First Lady Urges Global Educators to Help Let Girls Learn
At the recent World Innovation Summit for Education, a conference run by the Qatar Foundation for Education, Science, and Community Development which gathered delegates from 120 countries in Doha, First Lady Michelle Obama joined a panel of world leaders who spoke about the transformative power of global girls' education. International education consultant Vanessa Shadoian-Gersing explains.
By guest blogger Vanessa Shadoian-Gersing
At the 2015 WISE Summit, which convened 2,000 global education leaders and advocates around themes of impact and inclusive growth in education, First Lady Michelle Obama delivered an impassioned keynote on the importance of girls' secondary education. Her speech came days after she published a moving essay about the Let Girls Learn initiative, which aims to help educate and empower the world's 62 million girls not in school.
The case for improving secondary schooling for girls
Every young person deserves the benefits of a quality education. And countless studies show that educating girls unleashes positive ripple effects, including not only increased economic growth and wages but also healthier mothers and children and better access to education for future generations.
Yet despite these tremendous potential gains, the gender gap remains wide. Millions of the world's girls are not in school, either because they never had the chance to begin or were unable to remain in the system. Moreover, many of the girls who are in school are not learning basic skills, and some risk their safety in order to attend.
In terms of solutions, the First Lady stressed matters of not only resources but also societal beliefs. Highlighting the barriers keeping adolescent girls from school in developing regions, the First Lady made an impassioned call for new investments to help girls make the critical transition from primary to secondary school.
Adding that "even when girls do manage to finish secondary school—even university—in many countries, they graduate only to find that there's no place for them in the workplace," the First Lady advocated a holistic approach that shift attitudes and empowers young women to use the skills they work so hard to develop.
At times, the First Lady's remarks were personal, revealing that her own education generated opportunities she "never could have dreamed of as a young black girl from a working class family." Her experiences illustrate the transformative power of high-quality education—a poignant reminder of why closing the opportunity and achievement gaps is such important work.
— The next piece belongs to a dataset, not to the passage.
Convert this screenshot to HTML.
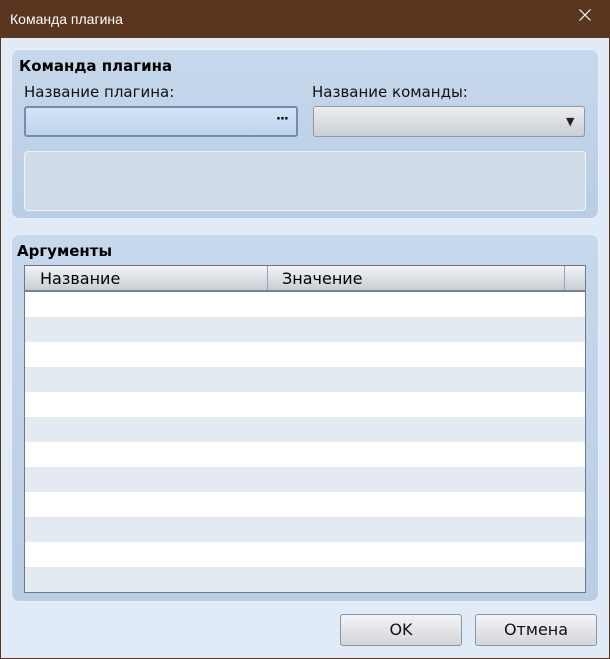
<!DOCTYPE html><html><head><style>
*{box-sizing:border-box;margin:0;padding:0}
body{width:610px;height:659px;overflow:hidden;font-family:"DejaVu Sans","Liberation Sans",sans-serif;background:#5a3520;position:relative}
.abs{position:absolute}
#title{left:10px;top:11px;color:#fff;font-size:14px;font-family:"Liberation Sans",sans-serif}
#x{left:578px;top:8px;}
#body{left:1px;top:38px;width:608px;height:620px;background:#e1ebf7}
.panel{background:linear-gradient(#c6d8ec,#b9cde4);border:1px solid #e8f0fa;border-radius:8px}
.h{font-weight:bold;font-size:15px;color:#000}
.l{font-size:15px;color:#111}
.btn{border:1px solid #8a95a2;border-radius:3px;background:linear-gradient(#f3f4f6,#d3d6da);font-size:16px;text-align:center;line-height:30px;color:#111}
</style></head><body>
<div class="abs" id="title">Команда плагина</div>
<svg class="abs" id="x" width="14" height="14" viewBox="0 0 14 14"><path d="M1.5 1.5L12.5 12.5M12.5 1.5L1.5 12.5" stroke="#fff" stroke-width="1.2"/></svg>
<div class="abs" id="body"></div>
<div class="abs panel" style="left:11px;top:49px;width:588px;height:170px"></div>
<div class="abs h" style="left:19px;top:57px">Команда плагина</div>
<div class="abs l" style="left:24px;top:83px">Название плагина:</div>
<div class="abs l" style="left:312px;top:83px">Название команды:</div>
<div class="abs" style="left:24px;top:106px;width:274px;height:31px;border:2px solid #6f8fb2;border-radius:3px;background:linear-gradient(#d4e4f6,#bcd3ee);"></div>
<div class="abs" style="left:276px;top:112px;font-weight:bold;font-size:13px;letter-spacing:-1px">···</div>
<div class="abs" style="left:313px;top:106px;width:272px;height:31px;border:1px solid #8d98a4;border-radius:3px;background:linear-gradient(#eceef0,#c9ced4)"></div>
<div class="abs" style="left:566px;top:115px;font-size:11px;color:#222">▼</div>
<div class="abs" style="left:24px;top:151px;width:562px;height:60px;border:1px solid #eef3f9;border-radius:4px;background:#d0dce8"></div>
<div class="abs panel" style="left:11px;top:234px;width:588px;height:368px"></div>
<div class="abs h" style="left:17px;top:242px">Аргументы</div>
<div class="abs" style="left:24px;top:265px;width:562px;height:328px;border:1px solid #6e7884;background:repeating-linear-gradient(#fff 0 25px,#e4eaf1 25px 50px) 0 26px/100% 100% no-repeat,#fff;background-color:#fff">
<div style="height:26px;background:linear-gradient(#f2f4f6,#c8ced5);border-bottom:2px solid #79838e;position:relative;font-size:16px">
<span class="abs" style="left:15px;top:3px">Название</span>
<span class="abs" style="left:242px;top:0;height:24px;border-left:1px solid #9aa2ab"></span>
<span class="abs" style="left:257px;top:3px">Значение</span>
<span class="abs" style="left:539px;top:0;height:24px;border-left:1px solid #9aa2ab"></span>
</div></div>
<div class="abs btn" style="left:340px;top:614px;width:122px;height:32px">OK</div>
<div class="abs btn" style="left:475px;top:614px;width:122px;height:32px">Отмена</div>
</body></html>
Joined by female education champions
The importance of this issue, both regionally and globally, was amplified by those who joined her onstage. Opening the conference, Qatar Foundation Chair HH Sheikha Moza bint Nasser, the UNESCO special envoy for basic and higher education who has been instrumental in expanding university education in Qatar, said the challenges faced by girls were worsening: "In this region we are not only paralyzed but going backwards at the speed of light."
Seeking to draw attention to not only harsh realities but also solutions, WISE honored Afghan educator Dr. Sakena Yacoobi for her enduring efforts to rebuild her country's education landscape. Dr. Yacoobi's work to promote female education includes training scores of teachers and establishing "underground" learning centers for young women to continue their education—forbidden under Taliban rule.
A panel of distinguished world leaders including Julia Gillard, Leymah Gbowee, and Mabel van Oranje concluded the session, further emphasizing the importance of prioritizing girls' education as both an intrinsic right and a critical lever to achieving the recently-adopted UN Sustainable Development Goals.
Robust new evidence reveals why and how to accelerate progress
Although girls' education is not a new issue, its widespread global attention is relatively recent. For more than two decades, international development efforts have focused on the girls' education imperative. Yet despite significant progress toward gender parity—particularly in primary enrollment—much work remains at all levels of education.
Ten years ago at UNESCO, I found the case for educating girls convincing, and mounting evidence has since strengthened that case. Moreover, rigorous new research spotlights proven ways to accelerate progress, including strategies for getting girls into school, helping them complete their education, and improving their learning outcomes. The Brookings Center for Universal Education's review of this robust body of evidence from diverse contexts can inform efforts to make relevant changes in policy and practice.
Taking action here at home
The WISE Summit is a prime example of the momentum toward improving secondary education for girls. But you don't have to be a global education expert to get involved. As part of the Let Girls Learn effort, Mrs. Obama is sharing the stories and struggles of these young women with students in the US to inspire them to commit to their own studies. The First Lady also hopes to engage US students in promoting education equity efforts worldwide.
What's more, teachers can draw on this issue to foster global competence in their own classrooms. For example, teachers can bring the topic to life through interactive materials, free lesson plans, and correspondence with Peace Corps volunteers. Also, students can both use an online toolkit to raise funds for Peace Corps-affiliated projects (such as sending girls to empowerment camps) and raise awareness about this issue by writing, presenting, or tweeting using the hashtag #LetGirlsLearn.
Vanessa Shadoian-Gersing, founding principal of VSG Insights, is a research and strategy adviser for education leaders across the world.